---------- Task inputs ----------

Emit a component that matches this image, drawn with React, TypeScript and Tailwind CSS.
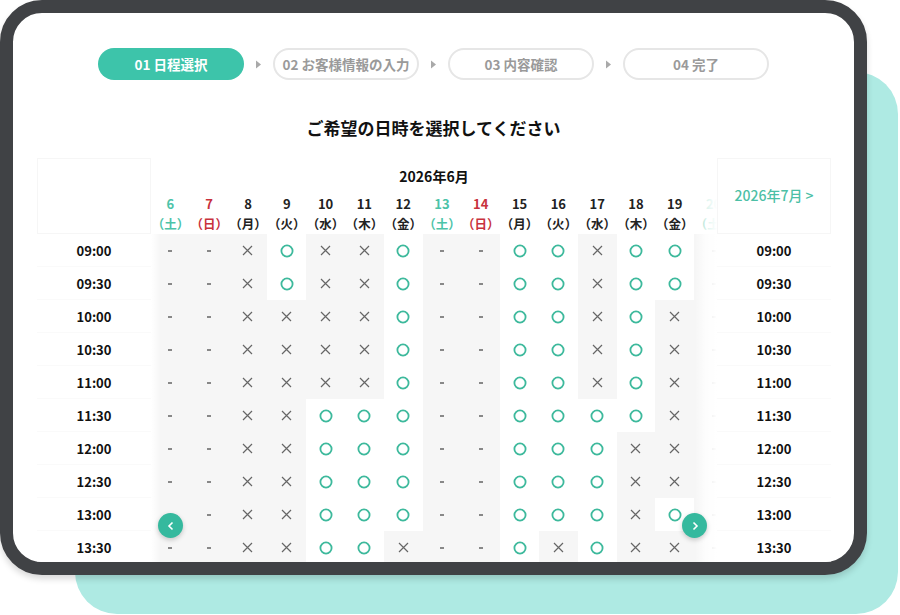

----------
---------- Task inputs ----------

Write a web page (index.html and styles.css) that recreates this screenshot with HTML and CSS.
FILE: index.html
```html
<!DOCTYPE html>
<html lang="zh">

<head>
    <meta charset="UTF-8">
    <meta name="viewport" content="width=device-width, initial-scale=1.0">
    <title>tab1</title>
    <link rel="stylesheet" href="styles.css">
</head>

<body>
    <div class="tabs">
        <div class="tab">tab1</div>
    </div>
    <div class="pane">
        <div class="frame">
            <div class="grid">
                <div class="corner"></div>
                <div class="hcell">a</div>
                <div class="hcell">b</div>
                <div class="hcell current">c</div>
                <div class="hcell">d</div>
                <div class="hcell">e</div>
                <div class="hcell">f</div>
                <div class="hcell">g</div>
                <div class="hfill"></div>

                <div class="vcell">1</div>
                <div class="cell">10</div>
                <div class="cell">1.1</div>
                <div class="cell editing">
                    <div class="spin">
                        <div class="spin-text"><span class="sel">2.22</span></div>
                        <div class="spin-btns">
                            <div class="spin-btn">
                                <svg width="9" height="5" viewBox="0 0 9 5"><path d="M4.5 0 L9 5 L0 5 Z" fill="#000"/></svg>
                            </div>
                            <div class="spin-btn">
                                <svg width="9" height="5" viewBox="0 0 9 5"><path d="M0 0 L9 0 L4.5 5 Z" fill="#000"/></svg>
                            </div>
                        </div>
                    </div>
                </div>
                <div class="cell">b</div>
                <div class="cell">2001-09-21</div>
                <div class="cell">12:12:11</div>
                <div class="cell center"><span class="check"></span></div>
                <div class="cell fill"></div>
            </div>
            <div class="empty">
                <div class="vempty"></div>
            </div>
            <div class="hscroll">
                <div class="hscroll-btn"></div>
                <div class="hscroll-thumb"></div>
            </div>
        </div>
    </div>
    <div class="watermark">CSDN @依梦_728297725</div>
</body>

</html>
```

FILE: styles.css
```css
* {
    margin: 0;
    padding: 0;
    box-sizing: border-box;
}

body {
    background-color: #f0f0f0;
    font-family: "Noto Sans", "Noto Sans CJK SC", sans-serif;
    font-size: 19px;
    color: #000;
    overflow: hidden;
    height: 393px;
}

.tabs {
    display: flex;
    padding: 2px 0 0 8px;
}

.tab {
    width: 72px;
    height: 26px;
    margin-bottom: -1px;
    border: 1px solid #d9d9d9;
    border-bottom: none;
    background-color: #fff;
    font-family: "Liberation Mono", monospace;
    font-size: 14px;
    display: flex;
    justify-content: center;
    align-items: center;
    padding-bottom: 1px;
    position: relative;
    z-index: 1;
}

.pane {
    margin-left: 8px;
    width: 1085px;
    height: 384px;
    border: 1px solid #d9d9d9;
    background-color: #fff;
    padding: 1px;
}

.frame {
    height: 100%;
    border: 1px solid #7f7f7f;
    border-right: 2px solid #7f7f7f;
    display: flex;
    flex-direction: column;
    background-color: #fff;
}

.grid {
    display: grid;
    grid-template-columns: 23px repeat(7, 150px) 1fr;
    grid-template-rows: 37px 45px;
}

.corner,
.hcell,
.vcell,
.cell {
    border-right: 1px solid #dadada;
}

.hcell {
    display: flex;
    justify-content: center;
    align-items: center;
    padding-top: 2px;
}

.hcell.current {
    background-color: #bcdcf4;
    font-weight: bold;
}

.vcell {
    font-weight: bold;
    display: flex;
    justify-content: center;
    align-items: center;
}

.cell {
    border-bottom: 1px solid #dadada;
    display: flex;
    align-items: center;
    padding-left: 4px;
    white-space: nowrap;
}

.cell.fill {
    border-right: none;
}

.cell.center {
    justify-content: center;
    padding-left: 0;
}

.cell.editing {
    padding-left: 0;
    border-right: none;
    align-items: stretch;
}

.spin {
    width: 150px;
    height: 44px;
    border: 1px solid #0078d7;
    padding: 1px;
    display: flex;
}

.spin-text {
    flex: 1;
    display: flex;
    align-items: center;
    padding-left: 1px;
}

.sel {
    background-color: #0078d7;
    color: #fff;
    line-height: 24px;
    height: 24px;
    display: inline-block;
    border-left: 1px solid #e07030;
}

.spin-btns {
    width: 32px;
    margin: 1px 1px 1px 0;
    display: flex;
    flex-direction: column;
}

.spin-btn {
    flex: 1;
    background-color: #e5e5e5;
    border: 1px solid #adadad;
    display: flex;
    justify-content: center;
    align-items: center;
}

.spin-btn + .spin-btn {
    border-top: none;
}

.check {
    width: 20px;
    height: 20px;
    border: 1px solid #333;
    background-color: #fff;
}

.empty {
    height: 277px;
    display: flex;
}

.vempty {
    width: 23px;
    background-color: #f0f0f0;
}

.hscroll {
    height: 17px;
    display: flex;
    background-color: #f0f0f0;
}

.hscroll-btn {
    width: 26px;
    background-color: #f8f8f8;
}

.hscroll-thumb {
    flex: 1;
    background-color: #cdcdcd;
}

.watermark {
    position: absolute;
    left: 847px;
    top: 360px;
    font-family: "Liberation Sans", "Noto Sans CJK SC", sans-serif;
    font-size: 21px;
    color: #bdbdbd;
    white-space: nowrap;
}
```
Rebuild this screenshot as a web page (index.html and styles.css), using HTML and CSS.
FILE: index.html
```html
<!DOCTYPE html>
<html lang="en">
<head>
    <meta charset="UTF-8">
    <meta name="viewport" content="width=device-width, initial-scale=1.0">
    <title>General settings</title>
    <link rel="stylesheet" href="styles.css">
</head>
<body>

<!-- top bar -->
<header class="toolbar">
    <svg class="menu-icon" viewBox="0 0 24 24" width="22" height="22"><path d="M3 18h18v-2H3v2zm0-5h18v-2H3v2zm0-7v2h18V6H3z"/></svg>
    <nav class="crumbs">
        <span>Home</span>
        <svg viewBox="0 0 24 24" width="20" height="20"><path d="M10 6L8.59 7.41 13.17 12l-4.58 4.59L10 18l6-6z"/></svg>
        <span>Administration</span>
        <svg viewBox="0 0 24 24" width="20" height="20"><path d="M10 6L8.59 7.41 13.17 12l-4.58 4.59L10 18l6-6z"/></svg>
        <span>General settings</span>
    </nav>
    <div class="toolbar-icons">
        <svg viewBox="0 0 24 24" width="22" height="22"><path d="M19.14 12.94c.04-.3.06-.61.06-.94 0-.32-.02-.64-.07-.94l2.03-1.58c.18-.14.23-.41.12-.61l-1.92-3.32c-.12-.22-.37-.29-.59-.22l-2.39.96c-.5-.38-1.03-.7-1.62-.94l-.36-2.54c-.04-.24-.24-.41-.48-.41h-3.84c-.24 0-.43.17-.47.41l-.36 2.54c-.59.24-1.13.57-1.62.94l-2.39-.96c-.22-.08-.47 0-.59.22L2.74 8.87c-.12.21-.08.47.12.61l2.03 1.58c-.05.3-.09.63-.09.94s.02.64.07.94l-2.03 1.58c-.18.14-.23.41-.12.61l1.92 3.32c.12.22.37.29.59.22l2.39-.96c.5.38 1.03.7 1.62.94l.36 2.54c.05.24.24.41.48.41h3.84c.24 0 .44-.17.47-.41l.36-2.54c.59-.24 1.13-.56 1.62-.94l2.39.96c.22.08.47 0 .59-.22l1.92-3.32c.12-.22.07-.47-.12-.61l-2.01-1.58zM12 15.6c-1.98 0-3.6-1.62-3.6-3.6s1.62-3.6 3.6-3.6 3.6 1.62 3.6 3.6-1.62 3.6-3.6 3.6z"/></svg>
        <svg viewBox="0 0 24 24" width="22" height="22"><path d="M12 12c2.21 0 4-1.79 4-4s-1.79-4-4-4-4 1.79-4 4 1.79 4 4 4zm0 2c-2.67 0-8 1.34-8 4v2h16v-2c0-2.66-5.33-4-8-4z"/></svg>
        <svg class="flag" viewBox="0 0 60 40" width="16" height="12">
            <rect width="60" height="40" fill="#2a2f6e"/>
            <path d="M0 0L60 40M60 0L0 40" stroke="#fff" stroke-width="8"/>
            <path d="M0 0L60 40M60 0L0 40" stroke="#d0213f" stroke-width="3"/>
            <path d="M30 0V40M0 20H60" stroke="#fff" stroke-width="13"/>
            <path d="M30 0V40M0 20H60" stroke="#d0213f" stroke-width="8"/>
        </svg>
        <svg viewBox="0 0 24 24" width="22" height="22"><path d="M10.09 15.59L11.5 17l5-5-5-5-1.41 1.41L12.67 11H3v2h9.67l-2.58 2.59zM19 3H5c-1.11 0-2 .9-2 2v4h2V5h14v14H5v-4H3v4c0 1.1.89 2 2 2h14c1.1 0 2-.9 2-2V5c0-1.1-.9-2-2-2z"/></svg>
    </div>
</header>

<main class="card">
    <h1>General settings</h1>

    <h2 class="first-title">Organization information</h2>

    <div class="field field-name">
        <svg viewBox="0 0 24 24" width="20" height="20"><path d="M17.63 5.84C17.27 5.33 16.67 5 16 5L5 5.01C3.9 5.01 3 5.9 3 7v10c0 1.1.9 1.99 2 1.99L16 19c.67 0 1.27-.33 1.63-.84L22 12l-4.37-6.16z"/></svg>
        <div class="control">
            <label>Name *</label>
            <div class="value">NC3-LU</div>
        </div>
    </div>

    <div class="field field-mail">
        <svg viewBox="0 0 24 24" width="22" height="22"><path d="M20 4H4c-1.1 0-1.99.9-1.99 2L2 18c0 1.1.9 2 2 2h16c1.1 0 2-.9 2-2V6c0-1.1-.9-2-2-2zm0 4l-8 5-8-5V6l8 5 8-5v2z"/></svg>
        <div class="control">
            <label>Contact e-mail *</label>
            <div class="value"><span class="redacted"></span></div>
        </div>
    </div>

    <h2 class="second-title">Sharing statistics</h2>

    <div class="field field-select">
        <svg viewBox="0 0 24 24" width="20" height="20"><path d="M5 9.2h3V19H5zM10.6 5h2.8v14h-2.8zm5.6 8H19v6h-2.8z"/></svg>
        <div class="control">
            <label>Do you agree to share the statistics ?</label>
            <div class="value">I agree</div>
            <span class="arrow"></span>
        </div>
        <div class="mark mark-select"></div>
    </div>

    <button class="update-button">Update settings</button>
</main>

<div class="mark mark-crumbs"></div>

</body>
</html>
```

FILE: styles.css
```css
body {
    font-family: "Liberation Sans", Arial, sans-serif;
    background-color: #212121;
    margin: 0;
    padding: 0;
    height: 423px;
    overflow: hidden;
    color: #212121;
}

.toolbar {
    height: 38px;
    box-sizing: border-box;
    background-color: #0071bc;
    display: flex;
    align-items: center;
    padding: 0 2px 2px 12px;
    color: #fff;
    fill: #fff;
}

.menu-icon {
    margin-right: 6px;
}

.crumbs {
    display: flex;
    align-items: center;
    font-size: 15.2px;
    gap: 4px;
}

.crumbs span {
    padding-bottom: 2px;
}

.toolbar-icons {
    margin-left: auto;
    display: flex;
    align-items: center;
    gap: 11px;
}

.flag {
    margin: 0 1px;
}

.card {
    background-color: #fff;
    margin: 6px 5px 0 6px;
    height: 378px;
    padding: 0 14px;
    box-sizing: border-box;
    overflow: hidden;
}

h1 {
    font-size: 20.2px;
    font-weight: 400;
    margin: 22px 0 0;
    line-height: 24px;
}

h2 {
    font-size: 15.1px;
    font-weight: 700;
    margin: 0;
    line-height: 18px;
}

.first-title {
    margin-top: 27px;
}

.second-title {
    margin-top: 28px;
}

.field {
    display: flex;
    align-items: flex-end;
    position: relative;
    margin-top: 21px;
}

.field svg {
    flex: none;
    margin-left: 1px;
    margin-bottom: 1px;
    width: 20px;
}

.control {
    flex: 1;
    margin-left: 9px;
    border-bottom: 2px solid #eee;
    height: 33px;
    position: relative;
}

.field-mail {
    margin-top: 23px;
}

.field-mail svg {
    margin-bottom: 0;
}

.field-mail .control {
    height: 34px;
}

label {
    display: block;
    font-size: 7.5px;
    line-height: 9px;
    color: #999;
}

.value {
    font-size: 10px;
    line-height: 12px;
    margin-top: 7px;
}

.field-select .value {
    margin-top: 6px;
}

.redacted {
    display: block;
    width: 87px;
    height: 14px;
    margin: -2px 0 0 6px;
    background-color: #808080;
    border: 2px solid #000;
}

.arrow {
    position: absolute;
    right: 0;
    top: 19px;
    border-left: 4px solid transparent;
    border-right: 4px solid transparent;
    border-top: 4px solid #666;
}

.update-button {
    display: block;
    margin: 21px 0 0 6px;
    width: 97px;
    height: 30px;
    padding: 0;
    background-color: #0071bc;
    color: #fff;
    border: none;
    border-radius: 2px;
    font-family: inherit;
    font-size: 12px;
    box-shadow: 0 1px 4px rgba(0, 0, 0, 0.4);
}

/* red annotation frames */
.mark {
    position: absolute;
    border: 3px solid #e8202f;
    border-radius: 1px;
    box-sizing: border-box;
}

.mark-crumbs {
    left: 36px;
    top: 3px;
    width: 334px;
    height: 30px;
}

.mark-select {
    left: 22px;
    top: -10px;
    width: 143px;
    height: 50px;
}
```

----------
---------- Task inputs ----------

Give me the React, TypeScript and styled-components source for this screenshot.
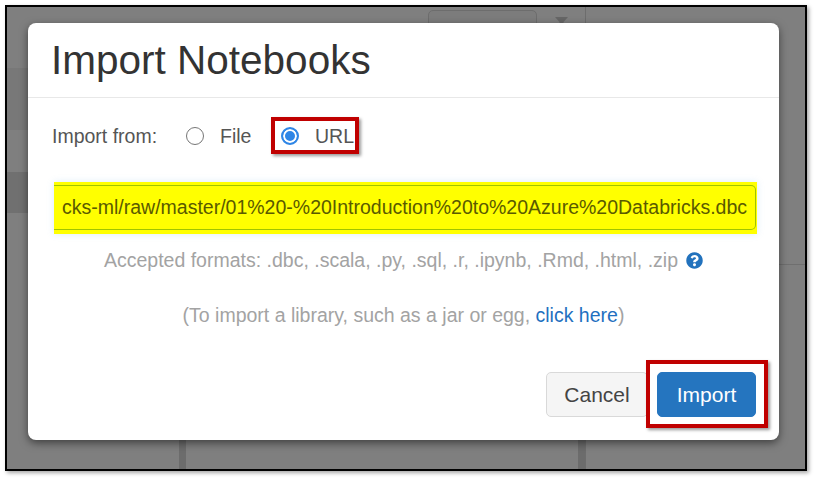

----------

Exercise task -> Every line of the records that includes the word "with" should be gathered.

Output ->
Emit a component that matches this image, drawn with React, TypeScript and Tailwind CSS.
Write a web page (index.html and styles.css) that recreates this screenshot with HTML and CSS.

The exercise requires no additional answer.